What happens after you upload your mortgage documents
Uploading your documents is not the end of the process. It's the beginning of the review step.
Borrowers who understand this tend to have a much smoother experience. Borrowers who think "uploaded = done" often feel blindsided when something comes back for revision or when they don't hear back immediately after submitting.
Here's what actually happens after you click Upload.
Uploaded vs reviewed vs approved
These three things are not the same:
Uploaded means your file reached the system. Your loan officer can see it. That's the entire meaning of the status. It doesn't mean anyone has looked at it yet.
Reviewed means your loan officer opened the file and checked it. In a good document management workflow, this happens within a day or two of upload. In a disorganized one, it may sit longer.
Approved (on the document level) means the specific item meets the requirements for the loan. It doesn't mean you have a loan approval. It means that particular document is accepted for the file.
The distinction matters because a document can be uploaded, reviewed, and found to be missing something, all before you've heard anything. If you upload bank statements and they're missing pages, the status may quietly stay at "Needs re-upload" until someone flags it. Understand the full lifecycle of document statuses to know where your loan stands at each step. A borrower portal shows these statuses directly so you don't have to wait for an email.
What the loan officer does with your documents
After documents are uploaded, the loan officer (or a processor on their team) typically does the following:
First, they do a quick pass to confirm the files are readable and appear complete. If something is a 4-page scan of a document that should be 8 pages, or a screenshot that's hard to read, they'll flag it for a re-upload before it even goes to underwriting.
Then they organize the documents into the underwriting submission package: a folder structure with clear naming conventions so the underwriter can find what they need without opening every file. This step varies by shop. Some teams are very systematic. Others drop everything into one folder.
Finally, the loan officer submits the file to underwriting. At that point, the file moves to a new queue and your loan officer waits for the underwriter's response.
When you'll hear back
Underwriting turnaround times vary by lender, loan type, and volume. A conventional purchase file at a mid-sized lender might take 2 to 5 business days for an initial review. FHA and VA files can take longer. Refinances are sometimes faster because the property is already known.
What this means practically: uploading documents on Monday doesn't mean you'll have answers by Wednesday. If your loan officer tells you the turnaround is 3 to 5 business days, that's the normal timeline for an initial decision.
You don't need to follow up on Day 2. Following up before the underwriter has had time to review doesn't speed anything up. It adds noise to the process.
What a condition means
Conditions are not a rejection. They're a question.
After underwriting reviews the file, they issue a list of items they need before they can approve the loan. These items are conditions. Almost every mortgage has some. A file that comes back with 3 conditions is normal. A file with 0 conditions is rare.
Common conditions: a re-uploaded bank statement with all pages, a letter explaining a recent large deposit, an updated paystub because the one in the file is now 35 days old, or an employment verification letter.

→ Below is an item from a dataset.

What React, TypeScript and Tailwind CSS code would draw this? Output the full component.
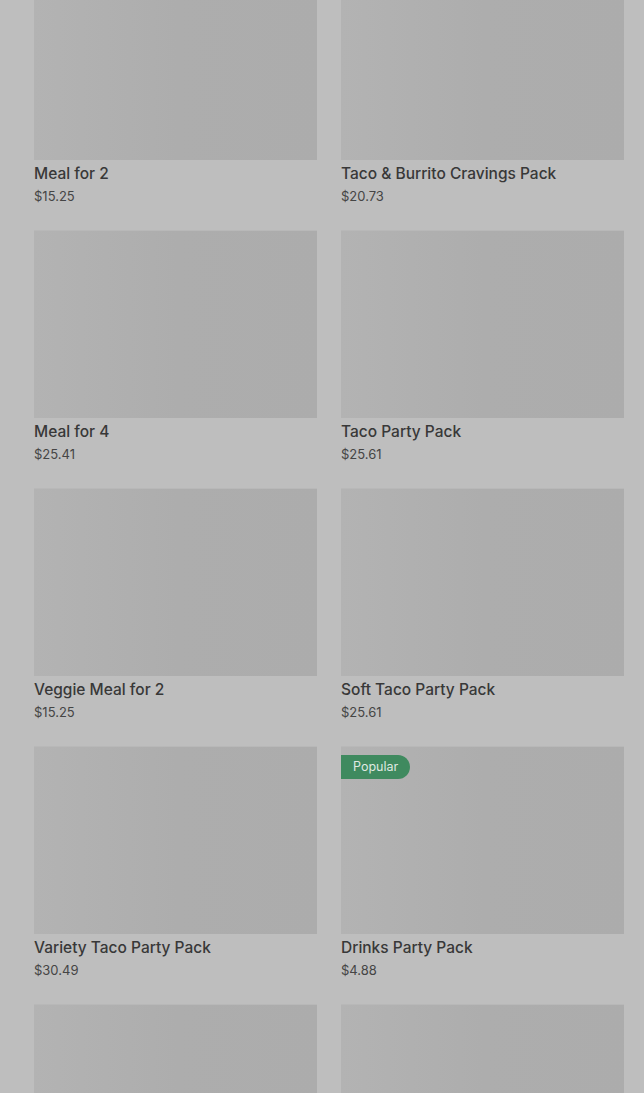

When you get a condition, read it carefully. The condition will say what document is needed and usually why. If it's not clear, ask your loan officer to explain it before you upload something that doesn't fully satisfy it.
How to respond to a re-upload request
If a document needs to come back for any reason (missing pages, wrong date range, illegible scan), respond to the specific item that was flagged. Don't upload a new copy of every document. Just the one that was marked.
The condition or re-upload request should tell you exactly what was wrong. Missing pages, wrong account, wrong month. If it doesn't, ask.
Re-upload PDFs when you can. The most common reason documents get kicked back is that they were photographed or screenshotted instead of downloaded as a PDF. Banks and employers make PDFs available through their websites. A direct PDF download is easier to read and easier to verify as complete.
The clear-to-close milestone
When all conditions have been satisfied and underwriting has issued a final approval, you reach clear to close (CTC). At that point, the closing documents are prepared and a closing date is confirmed.
CTC is the green light. Between conditional approval and CTC, the process is: conditions get uploaded, underwriting reviews, either items are cleared or new conditions are issued. That loop repeats until the list is empty. The underwriting conditions tracker covers this cycle from the LO's side.
Most files go through two or three rounds of conditions. That's not unusual. Files that move quickly are ones where each re-upload is exactly what was asked for, on the first try.